* **TASK PROMPT**: Give back only the lines from the one that contains "Recreate this image" through the one that contains "const cell = 'border", word for word and without images.

Start of EXERCISE INPUT

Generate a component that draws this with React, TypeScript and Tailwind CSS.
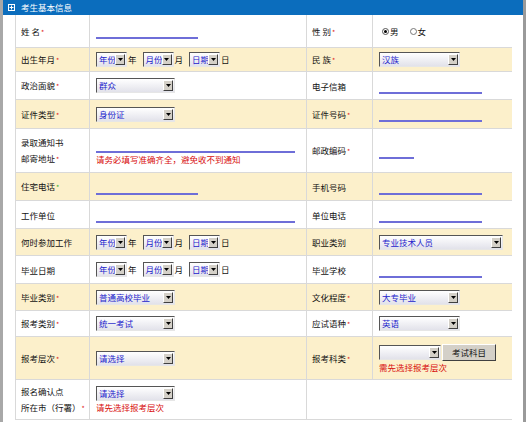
import React from "react";

const font = { fontFamily: '"Noto Sans CJK SC", "Noto Sans", sans-serif' };

function Star({ green }: { green?: boolean }) {
  return <span className={`text-[7px] ml-[1px] ${green ? "text-[#30b030]" : "text-[#e02020]"}`}>*</span>;
}

function Label({ text, star, green }: { text: React.ReactNode; star?: boolean; green?: boolean }) {
  return (
    <div className="flex items-center pl-[5px] text-[8.5px] text-[#111] border-r border-[#d9d9d9] leading-[16px]">
      <div>
        {text}
        {star && <Star green={green} />}
      </div>
    </div>
  );
}

function Cell({ children, last }: { children?: React.ReactNode; last?: boolean }) {
  return (
    <div className={`flex items-center pl-[6px] ${last ? "" : "border-r border-[#d9d9d9]"}`}>{children}</div>
  );
}

function Select({ w, text }: { w: number; text: string }) {
  return (
    <div
      className="flex items-center h-[15px] border border-t-[#555] border-l-[#555] border-b-[#e6e6e6] border-r-[#e6e6e6] bg-gradient-to-b from-white to-[#e2e2ea]"
      style={{ width: w }}
    >
      <span className="flex-1 pl-[2px] text-[8.5px] leading-[13px] text-[#2323cc] whitespace-nowrap overflow-hidden">{text}</span>
      <span className="w-[10px] h-[11px] mr-[1px] bg-[#d4d0c8] border border-t-white border-l-white border-b-[#404040] border-r-[#404040] flex items-center justify-center">
        <svg width="5" height="3" viewBox="0 0 5 3">
          <path d="M0 0h5L2.5 3z" fill="#000" />
        </svg>
      </span>
    </div>
  );
}

function Line({ w }: { w: number }) {
  return <div className="h-[16px] border-b-2 border-[#6e6ed8]" style={{ width: w }} />;
}

function DateSel() {
  return (
    <div className="flex items-center gap-[6px] text-[8.5px] text-[#111]">
      <div className="flex items-center gap-[1px]">
        <Select w={31} text="年份" />
        <span>年</span>
      </div>
      <div className="flex items-center gap-[1px]">
        <Select w={31} text="月份" />
        <span>月</span>
      </div>
      <div className="flex items-center gap-[1px]">
        <Select w={31} text="日期" />
        <span>日</span>
      </div>
    </div>
  );
}

function Row({ h, cream, children }: { h: number; cream?: boolean; children: React.ReactNode }) {
  return (
    <div
      className={`grid grid-cols-[74px_217px_66px_139px] border-b border-[#d9d9d9] ${cream ? "bg-[#fcf0cb]" : "bg-white"}`}
      style={{ height: h }}
    >
      {children}
    </div>
  );
}

function Red({ children }: { children: React.ReactNode }) {
  return <div className="text-[8.5px] text-[#d80c0c] leading-[12px]">{children}</div>;
}

export default function App() {
  return (
    <div className="w-[528px] h-[422px] bg-white overflow-hidden" style={font}>
      <div className="w-[526px] h-[422px] border-l-[3px] border-r-[3px] border-[#a8a8a8] border-r-[#9a9a9a]">
        <div className="h-[15px] bg-[#0b6dbd] flex items-center pl-[5px] gap-[6px]">
          <svg width="7" height="7" viewBox="0 0 7 7">
            <rect x="0.5" y="0.5" width="6" height="6" fill="none" stroke="#fff" strokeWidth="1" />
            <path d="M3.5 1.5v4M1.5 3.5h4" stroke="#fff" strokeWidth="1" />
          </svg>
          <span className="text-[8.5px] text-white leading-[15px]">考生基本信息</span>
        </div>
        <div className="pl-[12px]">
          <div className="w-[497px] border-l border-[#d9d9d9]">
            <Row h={33}>
              <Label text="姓 名" star />
              <Cell><Line w={102} /></Cell>
              <Label text="性 别" star />
              <Cell last>
                <div className="flex items-center text-[8.5px] text-[#111] pl-[3px]">
                  <span className="w-[7px] h-[7px] rounded-full border border-[#555] bg-white flex items-center justify-center">
                    <span className="w-[3px] h-[3px] rounded-full bg-black" />
                  </span>
                  <span className="ml-[1px]">男</span>
                  <span className="ml-[11px] w-[7px] h-[7px] rounded-full border border-[#777] bg-white" />
                  <span className="ml-[1px]">女</span>
                </div>
              </Cell>
            </Row>
            <Row h={24} cream>
              <Label text="出生年月" star />
              <Cell><DateSel /></Cell>
              <Label text="民 族" star />
              <Cell last><Select w={81} text="汉族" /></Cell>
            </Row>
            <Row h={28}>
              <Label text="政治面貌" star />
              <Cell><Select w={79} text="群众" /></Cell>
              <Label text="电子信箱" />
              <Cell last><Line w={103} /></Cell>
            </Row>
            <Row h={29} cream>
              <Label text="证件类型" star />
              <Cell><Select w={79} text="身份证" /></Cell>
              <Label text="证件号码" star />
              <Cell last><Line w={103} /></Cell>
            </Row>
            <Row h={44}>
              <Label text={<>录取通知书<br />邮寄地址</>} star />
              <Cell>
                <div className="flex flex-col">
                  <Line w={199} />
                  <Red>请务必填写准确齐全，避免收不到通知</Red>
                </div>
              </Cell>
              <Label text="邮政编码" star />
              <Cell last><Line w={35} /></Cell>
            </Row>
            <Row h={28} cream>
              <Label text="住宅电话" star green />
              <Cell><Line w={102} /></Cell>
              <Label text="手机号码" />
              <Cell last><Line w={103} /></Cell>
            </Row>
            <Row h={28}>
              <Label text="工作单位" />
              <Cell><Line w={199} /></Cell>
              <Label text="单位电话" />
              <Cell last><Line w={103} /></Cell>
            </Row>
            <Row h={27} cream>
              <Label text="何时参加工作" />
              <Cell><DateSel /></Cell>
              <Label text="职业类别" />
              <Cell last><Select w={124} text="专业技术人员" /></Cell>
            </Row>
            <Row h={28}>
              <Label text="毕业日期" />
              <Cell><DateSel /></Cell>
              <Label text="毕业学校" />
              <Cell last><Line w={103} /></Cell>
            </Row>
            <Row h={27} cream>
              <Label text="毕业类别" star />
              <Cell><Select w={79} text="普通高校毕业" /></Cell>
              <Label text="文化程度" star />
              <Cell last><Select w={81} text="大专毕业" /></Cell>
            </Row>
            <Row h={26}>
              <Label text="报考类别" star />
              <Cell><Select w={79} text="统一考试" /></Cell>
              <Label text="应试语种" star />
              <Cell last><Select w={81} text="英语" /></Cell>
            </Row>
            <Row h={43} cream>
              <Label text="报考层次" star />
              <Cell><Select w={79} text="请选择" /></Cell>
              <Label text="报考科类" star />
              <Cell last>
                <div className="flex flex-col">
                  <div className="flex items-center gap-[1px]">
                    <Select w={62} text="" />
                    <button className="w-[54px] h-[17px] bg-[#d4d0c8] border border-t-white border-l-white border-b-[#404040] border-r-[#404040] text-[8.5px] text-[#111] leading-[14px]">
                      考试科目
                    </button>
                  </div>
                  <Red>需先选择报考层次</Red>
                </div>
              </Cell>
            </Row>
            <div className="grid grid-cols-[74px_217px_205px] h-[40px] border-b border-[#d9d9d9] bg-white">
              <Label text={<>报名确认点<br />所在市（行署）</>} star />
              <Cell>
                <div className="flex flex-col">
                  <Select w={79} text="请选择" />
                  <Red>请先选择报考层次</Red>
                </div>
              </Cell>
              <div />
            </div>
          </div>
        </div>
      </div>
    </div>
  );
}
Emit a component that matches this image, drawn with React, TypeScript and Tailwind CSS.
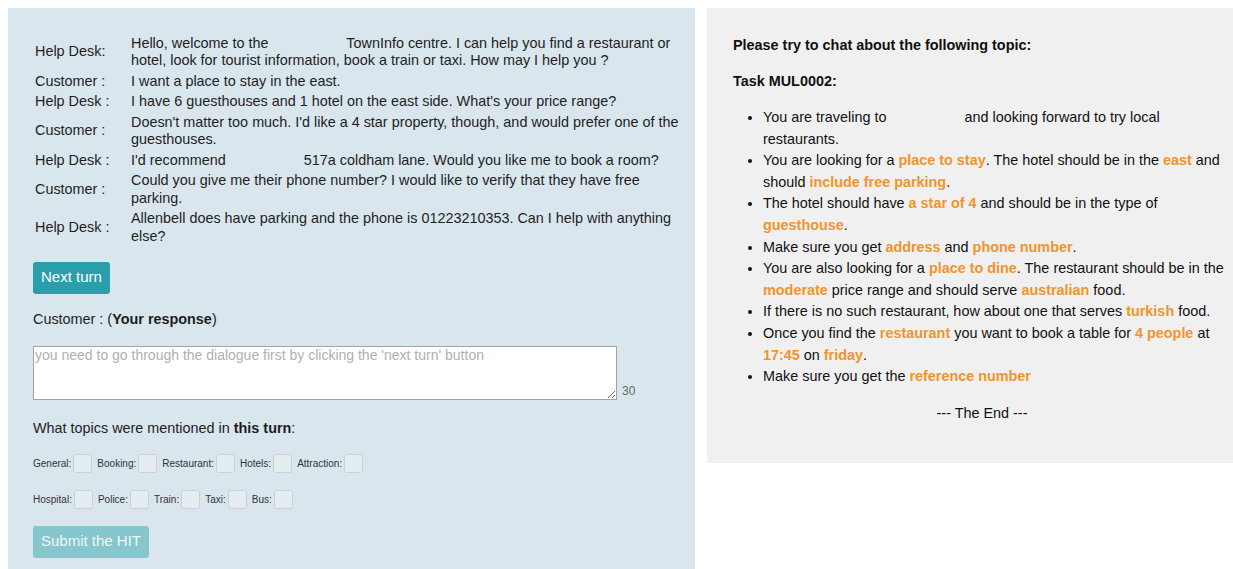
import { ReactElement, ReactNode } from "react";

interface Turn {
  speaker: string;
  text: ReactNode;
}

// gap left where the city name is blanked out
const Blank = () => <span className="inline-block w-[70px]" />;

const turns: Turn[] = [
  {
    speaker: "Help Desk:",
    text: (
      <>
        Hello, welcome to the <Blank /> TownInfo centre. I can help you find a restaurant or hotel, look for
        tourist information, book a train or taxi. How may I help you ?
      </>
    ),
  },
  { speaker: "Customer :", text: "I want a place to stay in the east." },
  { speaker: "Help Desk :", text: "I have 6 guesthouses and 1 hotel on the east side. What's your price range?" },
  {
    speaker: "Customer :",
    text: "Doesn't matter too much. I'd like a 4 star property, though, and would prefer one of the guesthouses.",
  },
  {
    speaker: "Help Desk :",
    text: (
      <>
        I'd recommend <Blank /> 517a coldham lane. Would you like me to book a room?
      </>
    ),
  },
  {
    speaker: "Customer :",
    text: "Could you give me their phone number? I would like to verify that they have free parking.",
  },
  {
    speaker: "Help Desk :",
    text: "Allenbell does have parking and the phone is 01223210353. Can I help with anything else?",
  },
];

const topicRows = [
  ["General", "Booking", "Restaurant", "Hotels", "Attraction"],
  ["Hospital", "Police", "Train", "Taxi", "Bus"],
];

const Hl = ({ children }: { children: ReactNode }) => (
  <span className="font-bold text-[#f0942c]">{children}</span>
);

function Dialogue(): ReactElement {
  return (
    <div className="flex flex-col">
      {turns.map((t, i) => (
        <div key={i} className="flex items-center py-[1.5px] leading-[17.5px]">
          <div className="w-[98px] shrink-0 pl-[2px]">{t.speaker}</div>
          <div className="w-[552px]">{t.text}</div>
        </div>
      ))}
    </div>
  );
}

function Topics(): ReactElement {
  return (
    <div className="flex flex-col gap-[17px] mt-[16px]">
      {topicRows.map((row, r) => (
        <div key={r} className="flex items-center gap-[5px] text-[10px] text-[#333]">
          {row.map((name) => (
            <label key={name} className="flex items-center">
              <span>{name}:</span>
              <span className="ml-[2px] w-[19px] h-[19px] rounded-[3px] border border-[#c9d2d6] bg-[#e6edf0]" />
            </label>
          ))}
        </div>
      ))}
    </div>
  );
}

export default function App(): ReactElement {
  return (
    <div className="flex gap-[12px] pt-[8px] pl-[8px] h-[569px] overflow-hidden bg-white text-[14.4px] text-[#1e1e1e] font-['Liberation_Sans',Arial,sans-serif]">
      <div className="w-[687px] shrink-0 bg-[#dae6ed] pl-[25px] pt-[25px] pb-[40px]">
        <Dialogue />
        <button className="mt-[15px] h-[32px] px-[8px] rounded-[3px] bg-[#2a9fab] text-white text-[15px]">
          Next turn
        </button>
        <p className="mt-[15px] leading-[20px]">
          Customer : (<b>Your response</b>)
        </p>
        <div className="flex items-end gap-[5px] mt-[17px]">
          <textarea
            disabled
            placeholder="you need to go through the dialogue first by clicking the 'next turn' button"
            className="w-[584px] h-[54px] bg-white border border-[#a3a3a3] px-[1px] py-0 leading-[17px] text-[14px] placeholder:text-[#b0b0b0]"
          />
          <span className="text-[12px] text-[#666] leading-[16px] mb-[1px]">30</span>
        </div>
        <p className="mt-[18px] leading-[20px]">
          What topics were mentioned in <b>this turn</b>:
        </p>
        <Topics />
        <button className="mt-[17px] h-[32px] px-[8px] rounded-[3px] bg-[#86c6cd] text-[#eef8f9] text-[15px]">
          Submit the HIT
        </button>
      </div>

      <div className="flex-1 self-start bg-[#f0f0f0] pl-[26px] pr-[2px] pt-[27px] pb-[40px] text-[#111]">
        <p className="font-bold leading-[20px]">Please try to chat about the following topic:</p>
        <p className="font-bold leading-[20px] mt-[16px]">Task MUL0002:</p>
        <ul className="list-disc pl-[30px] mt-[16px] leading-[21.6px]">
          <li>
            You are traveling to <Blank /> and looking forward to try local restaurants.
          </li>
          <li>
            You are looking for a <Hl>place to stay</Hl>. The hotel should be in the <Hl>east</Hl> and should{" "}
            <Hl>include free parking</Hl>.
          </li>
          <li>
            The hotel should have <Hl>a star of 4</Hl> and should be in the type of <Hl>guesthouse</Hl>.
          </li>
          <li>
            Make sure you get <Hl>address</Hl> and <Hl>phone number</Hl>.
          </li>
          <li>
            You are also looking for a <Hl>place to dine</Hl>. The restaurant should be in the <Hl>moderate</Hl>{" "}
            price range and should serve <Hl>australian</Hl> food.
          </li>
          <li>
            If there is no such restaurant, how about one that serves <Hl>turkish</Hl> food.
          </li>
          <li>
            Once you find the <Hl>restaurant</Hl> you want to book a table for <Hl>4 people</Hl> at{" "}
            <Hl>17:45</Hl> on <Hl>friday</Hl>.
          </li>
          <li>
            Make sure you get the <Hl>reference number</Hl>
          </li>
        </ul>
        <p className="text-center leading-[20px] mt-[15px]">--- The End ---</p>
      </div>
    </div>
  );
}
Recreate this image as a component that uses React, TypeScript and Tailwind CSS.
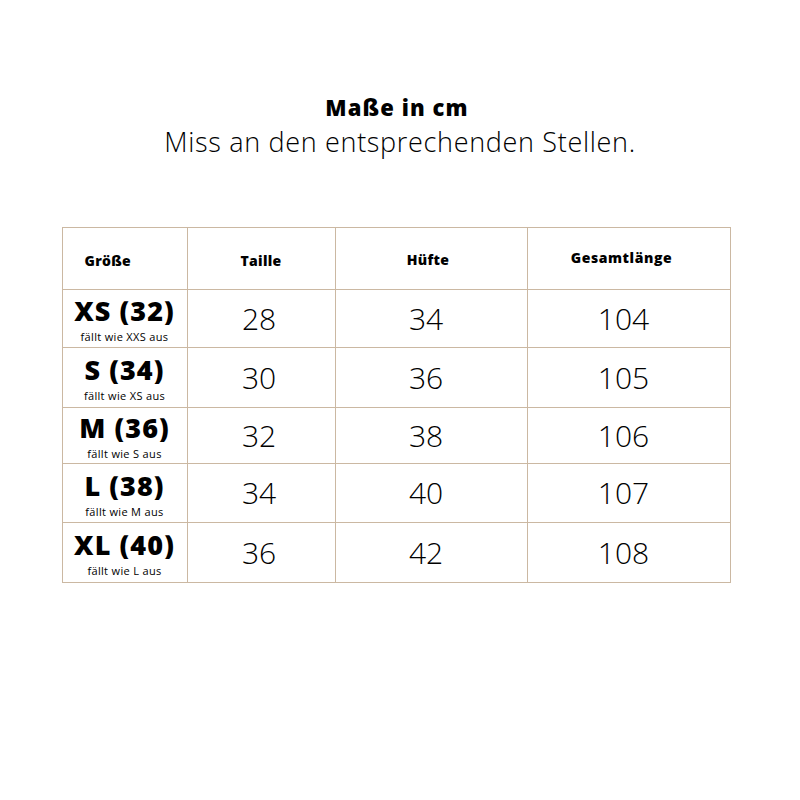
import React from 'react';

// Size chart rows: label, fit hint, measurements
const rows = [
  { size: 'XS (32)', hint: 'fällt wie XXS aus', values: ['28', '34', '104'], h: 'h-[58px]' },
  { size: 'S (34)', hint: 'fällt wie XS aus', values: ['30', '36', '105'], h: 'h-[60px]' },
  { size: 'M (36)', hint: 'fällt wie S aus', values: ['32', '38', '106'], h: 'h-[56px]' },
  { size: 'L (38)', hint: 'fällt wie M aus', values: ['34', '40', '107'], h: 'h-[59px]' },
  { size: 'XL (40)', hint: 'fällt wie L aus', values: ['36', '42', '108'], h: 'h-[60px]' },
];

const cell = 'border border-[#cbb8a2] text-center align-middle';

export default function App() {
  return (
    <div className="w-[800px] h-[800px] bg-white text-black font-['Open_Sans',sans-serif] flex flex-col items-center pt-[92px]">
      <h1 className="text-[22px] leading-[30px] font-extrabold tracking-[0.05em] mr-[6px]">Maße in cm</h1>
      <p className="text-[27px] leading-[32px] font-light mt-[4px] tracking-[0.025em]">
        Miss an den entsprechenden Stellen.
      </p>

      <table className="mt-[69px] ml-[-8px] border-collapse table-fixed">
        <colgroup>
          <col className="w-[125px]" />
          <col className="w-[148px]" />
          <col className="w-[192px]" />
          <col className="w-[203px]" />
        </colgroup>
        <thead>
          <tr className="h-[62px]">
            <th className={`${cell} text-[14px] font-extrabold !text-left pl-[22px] pt-[4px] tracking-[0.02em]`}>Größe</th>
            <th className={`${cell} text-[14px] font-extrabold pt-[4px] tracking-[0.02em]`}>Taille</th>
            <th className={`${cell} text-[14px] font-extrabold pt-[2px] pr-[6px] tracking-[0.02em]`}>Hüfte</th>
            <th className={`${cell} text-[14px] font-extrabold pb-[2px] pr-[14px] tracking-[0.04em]`}>Gesamtlänge</th>
          </tr>
        </thead>
        <tbody>
          {rows.map((r) => (
            <tr key={r.size} className={r.h}>
              <td className={cell}>
                <div className="text-[27px] leading-[36px] font-extrabold tracking-[0.04em]">{r.size}</div>
                <div className="text-[11px] leading-[15px] tracking-[0.03em]">{r.hint}</div>
              </td>
              {r.values.map((v, i) => (
                <td
                  key={i}
                  className={`${cell} text-[30px] leading-[36px] font-light ${i === 0 ? 'pr-[4px]' : 'pr-[10px]'}`}
                >
                  {v}
                </td>
              ))}
            </tr>
          ))}
        </tbody>
      </table>
    </div>
  );
}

End of EXERCISE INPUT

* **ANSWER TO THIS TASK**:
Recreate this image as a component that uses React, TypeScript and Tailwind CSS.
import React from 'react';

// Size chart rows: label, fit hint, measurements
const rows = [
  { size: 'XS (32)', hint: 'fällt wie XXS aus', values: ['28', '34', '104'], h: 'h-[58px]' },
  { size: 'S (34)', hint: 'fällt wie XS aus', values: ['30', '36', '105'], h: 'h-[60px]' },
  { size: 'M (36)', hint: 'fällt wie S aus', values: ['32', '38', '106'], h: 'h-[56px]' },
  { size: 'L (38)', hint: 'fällt wie M aus', values: ['34', '40', '107'], h: 'h-[59px]' },
  { size: 'XL (40)', hint: 'fällt wie L aus', values: ['36', '42', '108'], h: 'h-[60px]' },
];

const cell = 'border border-[#cbb8a2] text-center align-middle';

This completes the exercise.